From the Field

Wisconsin students overcome hate radio to celebrate Martin Luther King Jr.


Domenic Powell • Jan 21, 2013

Youth Empowered in the Stru1ggle (YES) in Milwaukee is celebrating Martin Luther King Jr. today, but they had to fight for it—today is an important day for them not just because of who they are celebrating, but also because of what they had to overcome to do it.

Mark Belling, a radio host on the right-wing radio station WISN-AM, attacked YES’s primary organizational sponsor, Voces de la Frontera (Voces). Claiming that Voces’s activities were political, he convinced the United Way, the Racine Community Foundation, and the Racine Unified School District, to pull out of this year’s Martin Luther King Jr. Day celebration. Rather than be robbed of their day, YES students and their supporters kept on and figured out how to have the celebration anyway.

Christine Neumann-Ortiz, the executive director of Voces, wrote an op-ed in the Milwaukee Journal-Times putting Belling on the defensive. Robert Turner, a Wisconsin state representative for Racine County, followed suit and wrote a letter to the editor of the same newspaper. “Racine Unified should support these students for their accomplishments and reject criticism from talk radio personalities who are focused on the suppression of human rights, among other things,” he said.

YES students have been recognized for their exemplary organizing, particularly their non-partisan get-out-the-vote work. Faced with a new challenge, the students organized, drummed up more support and funding, and made Martin Luther King Jr. Day happen even without the supporters who caved to Belling.

Mark Belling is a well-known bigot in Milwaukee and right-wing provocateur—in 2004, he was suspended for using the slur “wetbacks” on-air. Frustrated by minority voter turnout even then, Belling said: “You watch the voter turnout on the near south side, heavily Hispanic, and compare it to the voter turnout in any other election, and you’re going to see every wetback and every other non-citizen out there voting.”

A month before Belling attacked Voces and YES, he called Derek Williams, a 22-year-old African-American man who died in police custody a “dirty, rotten thug.” In the same broadcast, he called mothers who sleep with their infants in bed with them “pigs of mothers who are too lazy to put their baby in a crib.”

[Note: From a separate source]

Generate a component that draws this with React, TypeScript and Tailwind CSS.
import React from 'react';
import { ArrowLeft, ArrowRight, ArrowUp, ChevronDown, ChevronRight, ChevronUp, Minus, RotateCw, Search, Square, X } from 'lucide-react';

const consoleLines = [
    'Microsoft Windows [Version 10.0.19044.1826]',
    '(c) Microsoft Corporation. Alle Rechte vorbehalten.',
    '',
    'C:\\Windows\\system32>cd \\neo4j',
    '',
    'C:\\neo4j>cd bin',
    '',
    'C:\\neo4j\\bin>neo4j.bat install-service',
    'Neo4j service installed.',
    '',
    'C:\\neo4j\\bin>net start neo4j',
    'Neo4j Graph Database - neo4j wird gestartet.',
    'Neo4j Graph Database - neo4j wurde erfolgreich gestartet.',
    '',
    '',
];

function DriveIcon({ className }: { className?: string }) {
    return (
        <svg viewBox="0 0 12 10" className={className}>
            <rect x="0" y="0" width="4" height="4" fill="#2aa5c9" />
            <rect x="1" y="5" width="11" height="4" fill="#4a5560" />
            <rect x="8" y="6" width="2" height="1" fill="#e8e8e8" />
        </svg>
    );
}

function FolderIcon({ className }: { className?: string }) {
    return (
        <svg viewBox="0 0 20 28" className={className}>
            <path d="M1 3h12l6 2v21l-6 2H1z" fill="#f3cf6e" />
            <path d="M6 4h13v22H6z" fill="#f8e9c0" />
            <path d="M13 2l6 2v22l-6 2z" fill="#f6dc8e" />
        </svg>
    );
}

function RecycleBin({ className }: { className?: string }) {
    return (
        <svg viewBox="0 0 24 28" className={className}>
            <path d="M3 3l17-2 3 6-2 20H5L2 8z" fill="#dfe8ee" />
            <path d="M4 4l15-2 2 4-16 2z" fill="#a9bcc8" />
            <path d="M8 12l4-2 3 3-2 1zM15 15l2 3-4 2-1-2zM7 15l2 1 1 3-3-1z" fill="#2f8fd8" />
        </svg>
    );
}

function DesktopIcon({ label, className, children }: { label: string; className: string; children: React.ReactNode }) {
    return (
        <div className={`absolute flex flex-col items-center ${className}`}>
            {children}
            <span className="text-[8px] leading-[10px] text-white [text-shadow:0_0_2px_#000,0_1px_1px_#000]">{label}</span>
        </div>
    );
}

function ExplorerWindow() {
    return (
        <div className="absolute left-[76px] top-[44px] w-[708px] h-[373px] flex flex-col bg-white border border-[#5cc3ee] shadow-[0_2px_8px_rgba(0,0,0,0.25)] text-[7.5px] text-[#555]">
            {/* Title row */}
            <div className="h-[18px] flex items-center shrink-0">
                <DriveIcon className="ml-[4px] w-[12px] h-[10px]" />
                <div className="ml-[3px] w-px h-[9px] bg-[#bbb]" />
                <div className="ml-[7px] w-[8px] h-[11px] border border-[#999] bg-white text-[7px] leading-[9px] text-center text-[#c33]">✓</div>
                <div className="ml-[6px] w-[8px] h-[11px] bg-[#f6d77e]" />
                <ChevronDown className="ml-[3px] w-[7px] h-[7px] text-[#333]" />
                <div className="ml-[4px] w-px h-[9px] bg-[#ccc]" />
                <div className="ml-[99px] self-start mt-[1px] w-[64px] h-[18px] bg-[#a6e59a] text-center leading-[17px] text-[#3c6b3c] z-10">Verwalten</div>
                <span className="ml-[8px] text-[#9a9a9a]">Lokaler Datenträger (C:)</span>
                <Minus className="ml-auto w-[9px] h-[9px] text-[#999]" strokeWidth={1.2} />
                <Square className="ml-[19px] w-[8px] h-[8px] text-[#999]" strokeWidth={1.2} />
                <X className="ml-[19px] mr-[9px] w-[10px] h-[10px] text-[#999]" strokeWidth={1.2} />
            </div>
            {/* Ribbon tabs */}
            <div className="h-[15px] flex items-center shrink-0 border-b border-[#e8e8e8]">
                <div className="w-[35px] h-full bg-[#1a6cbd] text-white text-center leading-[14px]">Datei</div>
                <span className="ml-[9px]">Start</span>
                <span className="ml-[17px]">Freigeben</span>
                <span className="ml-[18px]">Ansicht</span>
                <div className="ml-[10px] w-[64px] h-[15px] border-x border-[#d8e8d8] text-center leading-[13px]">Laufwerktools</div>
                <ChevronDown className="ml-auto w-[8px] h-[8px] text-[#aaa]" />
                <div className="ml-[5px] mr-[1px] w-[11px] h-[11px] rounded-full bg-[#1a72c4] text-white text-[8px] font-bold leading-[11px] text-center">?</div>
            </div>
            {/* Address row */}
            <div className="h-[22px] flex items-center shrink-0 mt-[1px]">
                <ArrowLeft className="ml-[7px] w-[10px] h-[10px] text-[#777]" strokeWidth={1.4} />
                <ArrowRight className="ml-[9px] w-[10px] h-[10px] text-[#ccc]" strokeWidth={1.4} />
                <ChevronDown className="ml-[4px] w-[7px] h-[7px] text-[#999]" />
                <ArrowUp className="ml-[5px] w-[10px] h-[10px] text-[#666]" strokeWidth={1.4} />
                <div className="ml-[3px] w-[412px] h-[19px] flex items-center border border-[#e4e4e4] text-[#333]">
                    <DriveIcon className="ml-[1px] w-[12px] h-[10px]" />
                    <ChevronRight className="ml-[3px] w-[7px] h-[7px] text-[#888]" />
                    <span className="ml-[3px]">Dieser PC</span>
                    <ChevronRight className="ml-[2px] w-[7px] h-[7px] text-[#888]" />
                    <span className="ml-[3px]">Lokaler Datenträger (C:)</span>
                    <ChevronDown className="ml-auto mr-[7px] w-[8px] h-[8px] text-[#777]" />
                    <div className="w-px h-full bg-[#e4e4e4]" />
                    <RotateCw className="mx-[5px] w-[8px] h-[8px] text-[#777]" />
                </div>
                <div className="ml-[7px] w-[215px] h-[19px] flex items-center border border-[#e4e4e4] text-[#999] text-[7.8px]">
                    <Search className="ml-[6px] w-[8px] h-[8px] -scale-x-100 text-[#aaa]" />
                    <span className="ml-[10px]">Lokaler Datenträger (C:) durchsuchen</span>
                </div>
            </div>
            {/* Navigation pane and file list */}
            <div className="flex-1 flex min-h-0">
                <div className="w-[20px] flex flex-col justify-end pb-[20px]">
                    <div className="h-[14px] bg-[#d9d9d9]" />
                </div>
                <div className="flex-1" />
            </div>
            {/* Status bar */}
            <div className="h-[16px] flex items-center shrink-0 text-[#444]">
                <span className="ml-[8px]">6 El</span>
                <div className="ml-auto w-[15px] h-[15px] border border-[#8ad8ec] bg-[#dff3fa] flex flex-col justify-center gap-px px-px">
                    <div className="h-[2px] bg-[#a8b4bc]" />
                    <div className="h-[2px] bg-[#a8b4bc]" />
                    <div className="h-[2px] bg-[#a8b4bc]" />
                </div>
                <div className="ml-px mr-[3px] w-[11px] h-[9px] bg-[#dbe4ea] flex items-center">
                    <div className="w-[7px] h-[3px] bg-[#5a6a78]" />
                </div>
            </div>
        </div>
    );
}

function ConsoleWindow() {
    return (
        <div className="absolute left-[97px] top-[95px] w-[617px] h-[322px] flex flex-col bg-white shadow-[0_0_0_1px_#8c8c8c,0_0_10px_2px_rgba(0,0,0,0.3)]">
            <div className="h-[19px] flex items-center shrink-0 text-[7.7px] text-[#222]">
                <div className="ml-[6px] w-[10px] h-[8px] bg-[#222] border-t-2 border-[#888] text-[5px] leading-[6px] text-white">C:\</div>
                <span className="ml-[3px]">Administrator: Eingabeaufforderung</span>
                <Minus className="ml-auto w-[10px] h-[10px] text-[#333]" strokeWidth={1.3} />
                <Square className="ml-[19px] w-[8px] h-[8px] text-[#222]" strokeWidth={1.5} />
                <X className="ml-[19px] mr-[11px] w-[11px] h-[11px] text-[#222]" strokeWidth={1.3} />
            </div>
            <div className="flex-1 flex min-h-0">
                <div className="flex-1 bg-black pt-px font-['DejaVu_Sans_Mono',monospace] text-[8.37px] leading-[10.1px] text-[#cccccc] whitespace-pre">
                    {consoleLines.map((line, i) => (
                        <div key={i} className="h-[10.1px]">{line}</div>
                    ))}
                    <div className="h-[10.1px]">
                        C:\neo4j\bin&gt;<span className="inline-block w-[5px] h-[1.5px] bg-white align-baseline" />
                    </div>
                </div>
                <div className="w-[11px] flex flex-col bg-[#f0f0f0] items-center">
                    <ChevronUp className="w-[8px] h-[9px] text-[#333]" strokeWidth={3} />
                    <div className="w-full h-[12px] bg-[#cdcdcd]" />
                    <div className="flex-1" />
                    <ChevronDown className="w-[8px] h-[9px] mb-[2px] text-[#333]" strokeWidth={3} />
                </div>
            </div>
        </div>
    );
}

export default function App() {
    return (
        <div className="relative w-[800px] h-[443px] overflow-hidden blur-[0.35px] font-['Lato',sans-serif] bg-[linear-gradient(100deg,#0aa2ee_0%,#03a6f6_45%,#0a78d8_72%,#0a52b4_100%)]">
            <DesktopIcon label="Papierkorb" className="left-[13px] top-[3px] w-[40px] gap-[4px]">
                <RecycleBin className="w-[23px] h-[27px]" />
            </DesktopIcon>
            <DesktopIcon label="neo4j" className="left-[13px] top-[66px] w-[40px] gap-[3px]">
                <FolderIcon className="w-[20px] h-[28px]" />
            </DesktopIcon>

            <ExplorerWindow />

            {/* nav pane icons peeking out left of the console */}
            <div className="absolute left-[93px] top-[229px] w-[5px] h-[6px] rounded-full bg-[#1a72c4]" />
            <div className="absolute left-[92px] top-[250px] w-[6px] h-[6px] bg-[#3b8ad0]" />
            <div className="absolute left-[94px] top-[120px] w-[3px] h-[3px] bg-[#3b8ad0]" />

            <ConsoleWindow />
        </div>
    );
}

While pressuring the Menomonee Falls School Board in May 2011, Belling referred to a member of the board as a “whore of the teachers’ union.” Earlier in 2011, Belling delved into age-old tropes about Jews, noting that many members of the “powerful opposition” behind the construction of a hotel in downtown Milwaukee were “Jewish.” One of the people he named as part of this opposition, in fact, was not. When local Jewish advocates responded, he said: “It has been me, and only me, that has actually called out some Jewish leaders for being insufficiently appreciative of just how much hate there is for them among many of their supposed allies in the Democratic Party.” He continued: “Not every reference to being Jewish is a shot or a slur. Some are mere statements of fact. Or, as Golda Meir once pointed out, we Milwaukee Jews will always be a family.” In 2007, Belling claimed that “even moderate Muslims seem to hate all Jews.”

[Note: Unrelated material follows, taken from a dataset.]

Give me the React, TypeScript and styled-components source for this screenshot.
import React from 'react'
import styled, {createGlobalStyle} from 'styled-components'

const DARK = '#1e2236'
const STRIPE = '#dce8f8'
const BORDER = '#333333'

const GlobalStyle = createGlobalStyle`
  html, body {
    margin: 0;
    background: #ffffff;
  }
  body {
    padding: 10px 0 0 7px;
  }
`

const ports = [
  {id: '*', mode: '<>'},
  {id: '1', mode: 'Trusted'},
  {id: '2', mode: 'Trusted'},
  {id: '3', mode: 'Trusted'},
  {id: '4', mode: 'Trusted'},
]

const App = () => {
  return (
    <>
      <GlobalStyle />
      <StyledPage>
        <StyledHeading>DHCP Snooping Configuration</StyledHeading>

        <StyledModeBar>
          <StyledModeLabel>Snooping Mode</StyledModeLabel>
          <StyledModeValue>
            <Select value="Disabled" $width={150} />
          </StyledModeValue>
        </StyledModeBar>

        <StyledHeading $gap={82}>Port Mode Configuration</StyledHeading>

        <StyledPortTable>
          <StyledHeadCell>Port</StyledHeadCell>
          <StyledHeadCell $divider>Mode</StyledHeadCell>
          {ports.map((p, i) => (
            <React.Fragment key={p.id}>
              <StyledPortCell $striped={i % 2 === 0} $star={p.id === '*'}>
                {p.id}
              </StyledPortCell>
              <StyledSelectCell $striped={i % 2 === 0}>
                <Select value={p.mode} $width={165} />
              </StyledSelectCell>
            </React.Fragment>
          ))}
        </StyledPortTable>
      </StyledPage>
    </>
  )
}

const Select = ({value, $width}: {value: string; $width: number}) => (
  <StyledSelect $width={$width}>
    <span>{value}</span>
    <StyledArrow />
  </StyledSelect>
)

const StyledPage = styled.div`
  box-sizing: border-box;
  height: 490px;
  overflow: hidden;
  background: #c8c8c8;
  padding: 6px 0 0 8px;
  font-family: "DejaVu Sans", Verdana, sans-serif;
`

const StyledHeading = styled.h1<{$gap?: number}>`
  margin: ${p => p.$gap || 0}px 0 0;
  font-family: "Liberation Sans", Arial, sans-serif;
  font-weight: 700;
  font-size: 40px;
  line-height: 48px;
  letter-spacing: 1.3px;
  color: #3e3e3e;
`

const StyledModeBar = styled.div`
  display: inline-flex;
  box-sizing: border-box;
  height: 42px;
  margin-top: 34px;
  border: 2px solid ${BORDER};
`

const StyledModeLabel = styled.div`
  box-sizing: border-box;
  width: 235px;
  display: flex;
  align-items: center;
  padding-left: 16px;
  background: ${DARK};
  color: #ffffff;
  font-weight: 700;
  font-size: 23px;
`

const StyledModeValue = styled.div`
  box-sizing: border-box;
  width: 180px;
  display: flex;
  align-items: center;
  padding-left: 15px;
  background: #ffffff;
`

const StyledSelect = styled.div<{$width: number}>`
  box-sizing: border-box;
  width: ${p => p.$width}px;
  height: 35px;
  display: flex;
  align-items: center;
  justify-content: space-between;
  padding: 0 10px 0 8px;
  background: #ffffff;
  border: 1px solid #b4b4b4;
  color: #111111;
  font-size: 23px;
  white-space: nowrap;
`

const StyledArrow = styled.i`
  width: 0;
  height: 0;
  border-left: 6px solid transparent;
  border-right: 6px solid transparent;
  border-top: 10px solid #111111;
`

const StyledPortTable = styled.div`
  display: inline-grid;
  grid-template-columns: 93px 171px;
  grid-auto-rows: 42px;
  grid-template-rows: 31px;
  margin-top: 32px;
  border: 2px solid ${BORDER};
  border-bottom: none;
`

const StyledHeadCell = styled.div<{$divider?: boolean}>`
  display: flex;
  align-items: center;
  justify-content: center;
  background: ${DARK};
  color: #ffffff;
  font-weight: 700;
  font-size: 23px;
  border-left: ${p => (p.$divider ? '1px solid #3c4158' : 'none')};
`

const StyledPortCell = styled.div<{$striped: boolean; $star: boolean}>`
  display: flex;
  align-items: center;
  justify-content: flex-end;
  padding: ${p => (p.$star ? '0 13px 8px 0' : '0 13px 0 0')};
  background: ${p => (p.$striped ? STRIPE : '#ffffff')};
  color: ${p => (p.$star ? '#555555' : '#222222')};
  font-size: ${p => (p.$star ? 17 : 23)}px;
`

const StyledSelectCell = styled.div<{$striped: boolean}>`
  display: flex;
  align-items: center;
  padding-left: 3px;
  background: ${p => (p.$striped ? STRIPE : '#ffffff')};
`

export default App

Belling does all of this with the support of his employers at WISN-AM, who regularly pollute the airwaves with offensive material. In September 2011, WISN-AM received numerous complaints about an ad for a cigar bar (emails to the station were saved in the public file and obtained by Imagine2050). One listener described the ad as “a woman describing a sexual encounter that was not only graphic but extremely disturbing.” Another described the ad as “violent” and having to do with a “ghost story/legend of a rape of killing.”

Today, the students’ supporters are sending postcards to WISN-AM with this message:

I am distressed by Mark Belling’s attacks on Voces de la Frontera student leaders, parents, and community members as they  honor the legacy of Martin Luther King Jr. Youth Empowered in the Struggle (YES) should not be discouraged from celebrating this important day, or following Martin Luther King Jr.’s example every day by working on civil rights and voting rights issues in our community. Belling will not divide us—it’s time to take hate off the airwaves.